[Task statement]: Transcribe the material verbatim in full; the pictures do not belong in the copy.

### Information shown

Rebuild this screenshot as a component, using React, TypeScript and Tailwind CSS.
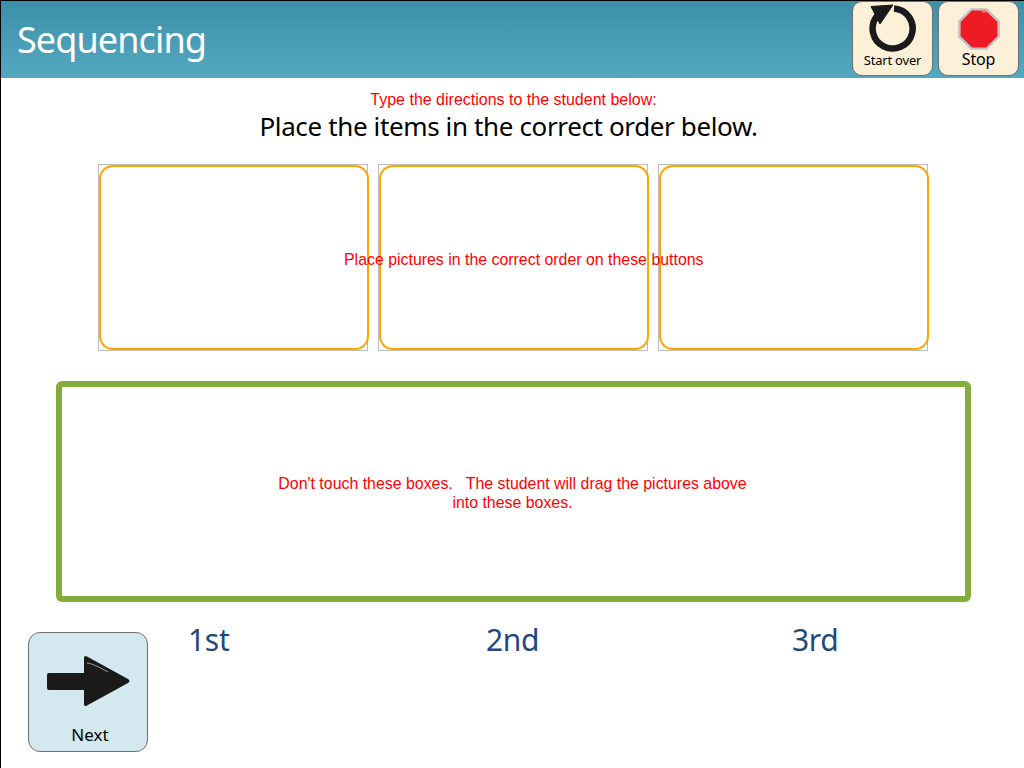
const tahoma = "font-['Noto_Sans',sans-serif]";
const arial = "font-['Liberation_Sans',sans-serif]";

function StartOverIcon() {
  return (
    <svg viewBox="0 0 60 52" className="mr-[3px] h-[52px] w-[60px]">
      <path d="M33 8.5A20 20 0 1 1 16 16" fill="none" stroke="#1a1a1a" strokeWidth="6.5" />
      <path d="M10 6.5L32 5L19 24Z" fill="#1a1a1a" stroke="#1a1a1a" strokeWidth="1" strokeLinejoin="round" />
    </svg>
  );
}

function StopIcon() {
  return (
    <svg viewBox="0 0 46 46" className="mb-[1px] h-[44px] w-[44px]">
      <polygon points="15,2.5 31,2.5 43.5,15 43.5,31 31,43.5 15,43.5 2.5,31 2.5,15" fill="#ed1c24" stroke="#c4c4c4" strokeWidth="2.5" />
      <path d="M26 5L32 5L38 11" fill="none" stroke="#f6b5b5" strokeWidth="1" />
    </svg>
  );
}

function NextArrow() {
  return (
    <svg viewBox="0 0 84 52" className="mr-[1px] h-[52px] w-[84px]">
      <path d="M3 18H38V3Q38 0 41 1.5L82 24Q85 26 82 28L41 50.5Q38 52 38 49V35H3Q1 35 1 33V20Q1 18 3 18Z" fill="#1a1a1a" />
      <path d="M41 8Q46 8 62 17" fill="none" stroke="#9a9a9a" strokeWidth="1" />
    </svg>
  );
}

function HeaderButton({ label, textClass, children }: { label: string; textClass: string; children: React.ReactNode }) {
  return (
    <button className="flex h-[75px] w-[81px] flex-col items-center rounded-[10px] border border-[#6f6f6f] bg-[#fdf0d8] text-black">
      <div className="flex h-[50px] items-end justify-center">{children}</div>
      <span className={`${tahoma} ${textClass} leading-none`}>{label}</span>
    </button>
  );
}

function Slot() {
  return (
    <div className="h-[187px] w-[270px] border border-[#bdbdbd]">
      <div className="h-[185px] w-[270px] rounded-[14px] border-2 border-[#ffa500]" />
    </div>
  );
}

export default function App() {
  return (
    <div className="relative h-[768px] w-[1024px] overflow-hidden border-l border-black bg-white">
      <header className="flex h-[78px] items-start justify-between border-t border-black bg-gradient-to-b from-[#3c8fa8] to-[#54a9c1] pl-[16px] pr-[5px]">
        <h1 className={`${tahoma} mt-[15px] text-[36px] leading-[48px] tracking-[-0.9px] text-white`}>Sequencing</h1>
        <div className="flex gap-[5px]">
          <HeaderButton label="Start over" textClass="mt-[2px] text-[13px] tracking-[-0.2px]"><StartOverIcon /></HeaderButton>
          <HeaderButton label="Stop" textClass="mt-[-1px] text-[16px] tracking-[-0.2px]"><StopIcon /></HeaderButton>
        </div>
      </header>

      <div className="px-[4px] pt-[13px] text-center">
        <p className={`${arial} pl-[2px] text-[16px] leading-[18px] text-[#ff0000]`}>Type the directions to the student below:</p>
        <p className={`${tahoma} pr-[8px] text-[26px] leading-[35px] tracking-[-0.37px] text-black`}>Place the items in the correct order below.</p>
      </div>

      <div className="relative mt-[20px] flex gap-[10px] pl-[97px]">
        <Slot />
        <Slot />
        <Slot />
        <span className={`${arial} absolute left-[343px] top-[87px] text-[15.9px] leading-[18px] text-[#ff0000]`}>Place pictures in the correct order on these buttons</span>
      </div>

      <div className={`${arial} ml-[55px] mt-[30px] flex h-[221px] w-[915px] items-center justify-center rounded-[6px] border-[6px] border-[#84ad3b] pr-[2px] pt-[2px] text-center text-[15.9px] leading-[19px] text-[#ff0000]`}>
        <p className="w-[480px] whitespace-pre-wrap">{"Don't touch these boxes.   The student will drag the pictures above into these boxes."}</p>
      </div>

      <div className="flex items-start pl-[27px] pt-[18px]">
        <button className="mt-[12px] flex h-[120px] w-[120px] flex-col items-center rounded-[12px] border border-[#6f6f6f] bg-[#d4e8ef] pt-[22px] text-black">
          <NextArrow />
          <span className={`${tahoma} ml-[4px] mt-[17px] text-[17px] leading-[22px]`}>Next</span>
        </button>
        <div className={`${tahoma} flex text-[30px] leading-[40px] tracking-[-0.3px] text-[#1f497d]`}>
          <span className="ml-[40px] w-[298px]">1st</span>
          <span className="w-[306px]">2nd</span>
          <span>3rd</span>
        </div>
      </div>
    </div>
  );
}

######

[Solution for this task]:
Rebuild this screenshot as a component, using React, TypeScript and Tailwind CSS.
const tahoma = "font-['Noto_Sans',sans-serif]";
const arial = "font-['Liberation_Sans',sans-serif]";

function StartOverIcon() {
  return (
    <svg viewBox="0 0 60 52" className="mr-[3px] h-[52px] w-[60px]">
      <path d="M33 8.5A20 20 0 1 1 16 16" fill="none" stroke="#1a1a1a" strokeWidth="6.5" />
      <path d="M10 6.5L32 5L19 24Z" fill="#1a1a1a" stroke="#1a1a1a" strokeWidth="1" strokeLinejoin="round" />
    </svg>
  );
}

function StopIcon() {
  return (
    <svg viewBox="0 0 46 46" className="mb-[1px] h-[44px] w-[44px]">
      <polygon points="15,2.5 31,2.5 43.5,15 43.5,31 31,43.5 15,43.5 2.5,31 2.5,15" fill="#ed1c24" stroke="#c4c4c4" strokeWidth="2.5" />
      <path d="M26 5L32 5L38 11" fill="none" stroke="#f6b5b5" strokeWidth="1" />
    </svg>
  );
}

function NextArrow() {
  return (
    <svg viewBox="0 0 84 52" className="mr-[1px] h-[52px] w-[84px]">
      <path d="M3 18H38V3Q38 0 41 1.5L82 24Q85 26 82 28L41 50.5Q38 52 38 49V35H3Q1 35 1 33V20Q1 18 3 18Z" fill="#1a1a1a" />
      <path d="M41 8Q46 8 62 17" fill="none" stroke="#9a9a9a" strokeWidth="1" />
    </svg>
  );
}

function HeaderButton({ label, textClass, children }: { label: string; textClass: string; children: React.ReactNode }) {
  return (
    <button className="flex h-[75px] w-[81px] flex-col items-center rounded-[10px] border border-[#6f6f6f] bg-[#fdf0d8] text-black">
      <div className="flex h-[50px] items-end justify-center">{children}</div>
      <span className={`${tahoma} ${textClass} leading-none`}>{label}</span>
    </button>
  );
}

function Slot() {
  return (
    <div className="h-[187px] w-[270px] border border-[#bdbdbd]">
      <div className="h-[185px] w-[270px] rounded-[14px] border-2 border-[#ffa500]" />
    </div>
  );
}

export default function App() {
  return (
    <div className="relative h-[768px] w-[1024px] overflow-hidden border-l border-black bg-white">
      <header className="flex h-[78px] items-start justify-between border-t border-black bg-gradient-to-b from-[#3c8fa8] to-[#54a9c1] pl-[16px] pr-[5px]">
        <h1 className={`${tahoma} mt-[15px] text-[36px] leading-[48px] tracking-[-0.9px] text-white`}>Sequencing</h1>
        <div className="flex gap-[5px]">
          <HeaderButton label="Start over" textClass="mt-[2px] text-[13px] tracking-[-0.2px]"><StartOverIcon /></HeaderButton>
          <HeaderButton label="Stop" textClass="mt-[-1px] text-[16px] tracking-[-0.2px]"><StopIcon /></HeaderButton>
        </div>
      </header>

      <div className="px-[4px] pt-[13px] text-center">
        <p className={`${arial} pl-[2px] text-[16px] leading-[18px] text-[#ff0000]`}>Type the directions to the student below:</p>
        <p className={`${tahoma} pr-[8px] text-[26px] leading-[35px] tracking-[-0.37px] text-black`}>Place the items in the correct order below.</p>
      </div>

      <div className="relative mt-[20px] flex gap-[10px] pl-[97px]">
        <Slot />
        <Slot />
        <Slot />
        <span className={`${arial} absolute left-[343px] top-[87px] text-[15.9px] leading-[18px] text-[#ff0000]`}>Place pictures in the correct order on these buttons</span>
      </div>

      <div className={`${arial} ml-[55px] mt-[30px] flex h-[221px] w-[915px] items-center justify-center rounded-[6px] border-[6px] border-[#84ad3b] pr-[2px] pt-[2px] text-center text-[15.9px] leading-[19px] text-[#ff0000]`}>
        <p className="w-[480px] whitespace-pre-wrap">{"Don't touch these boxes.   The student will drag the pictures above into these boxes."}</p>
      </div>

      <div className="flex items-start pl-[27px] pt-[18px]">
        <button className="mt-[12px] flex h-[120px] w-[120px] flex-col items-center rounded-[12px] border border-[#6f6f6f] bg-[#d4e8ef] pt-[22px] text-black">
          <NextArrow />
          <span className={`${tahoma} ml-[4px] mt-[17px] text-[17px] leading-[22px]`}>Next</span>
        </button>
        <div className={`${tahoma} flex text-[30px] leading-[40px] tracking-[-0.3px] text-[#1f497d]`}>
          <span className="ml-[40px] w-[298px]">1st</span>
          <span className="w-[306px]">2nd</span>
          <span>3rd</span>
        </div>
      </div>
    </div>
  );
}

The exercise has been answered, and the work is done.